Edmond : la nouvelle pièce d’Alexis Michalik

edmond-palais-royalPour les habitués du théâtre parisien, le nom d’Alexis Michalik n’est pas franchement inconnu. On peut même dire que c’est un peu l’enfant chéri de la jeune scène parisienne, l’auteur qui dépoussière la comédie tout en apportant une énergie jubilatoire et une touche de poésie bien trouvées. Le CV du monsieur est d’ailleurs déjà impressionnant : Le Porteur d’histoire rendait un superbe hommage à Alexandre Dumas, et Le Cercle des illusionnistes nous emportait dans le tourbillon de la magie et de l’invention du cinéma. Deux pièces qui se jouent encore et dont le succès ne se dément pas. J’ai eu la chance de voir ces deux pièces, et c’est donc ce qui m’a tout de suite donné envie de voir la petite dernière sobrement baptisée Edmond. La pièce se joue depuis le 15 septembre au théâtre du Palais Royal, et j’ai eu la chance de la voir dimanche dernier. J’ai aussi eu la grande chance d’en recevoir le texte qui est édité chez Albin Michel. Dans les deux cas, il faut bien le dire, le talent d’Alexis Michalik a opéré !

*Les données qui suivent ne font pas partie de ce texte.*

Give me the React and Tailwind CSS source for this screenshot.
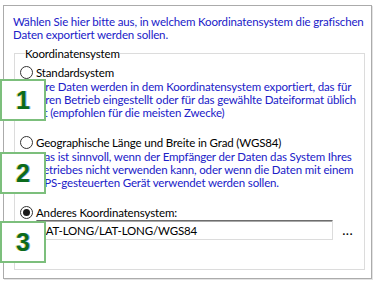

Edmond, c’est Edmond Rostand. Jeune dramaturge connu dans les théâtres parisiens pour ses fours, le malheureux auteur a bien du mal à percer dans la profession. Malgré le soutien de la grandissime Sarah Bernhardt, la dernière pièce en date est un échec cuisant qui n’arrange pas les finances de Rostand. Heureusement, une nouvelle opportunité se présente quand Coquelin, grand comédien et directeur de théâtre, commande une nouvelle pièce à Edmond. Mais il n’a que quelques semaines pour l’écrire, et ça doit être une comédie. Malheureusement, ce n’est pas franchement le genre d’Edmond. En pleine crise d’inspiration, le dramaturge ne pense pas un seul instant réussir. C’est sans compter son meilleur ami, le comédien charmeur Léo, qui tombe amoureux d’une habilleuse et fait appel aux talents d’écrivain romantique d’Edmond pour séduire la belle. Edmond aperçoit alors une idée pour sa pièce : l’histoire d’un homme intelligent mais laid, amoureux en secret d’une femme mais aidant un autre à la séduire… Cet homme serait affublé d’un énorme nez qui le défigure… et il s’appellerait Cyrano de Bergerac !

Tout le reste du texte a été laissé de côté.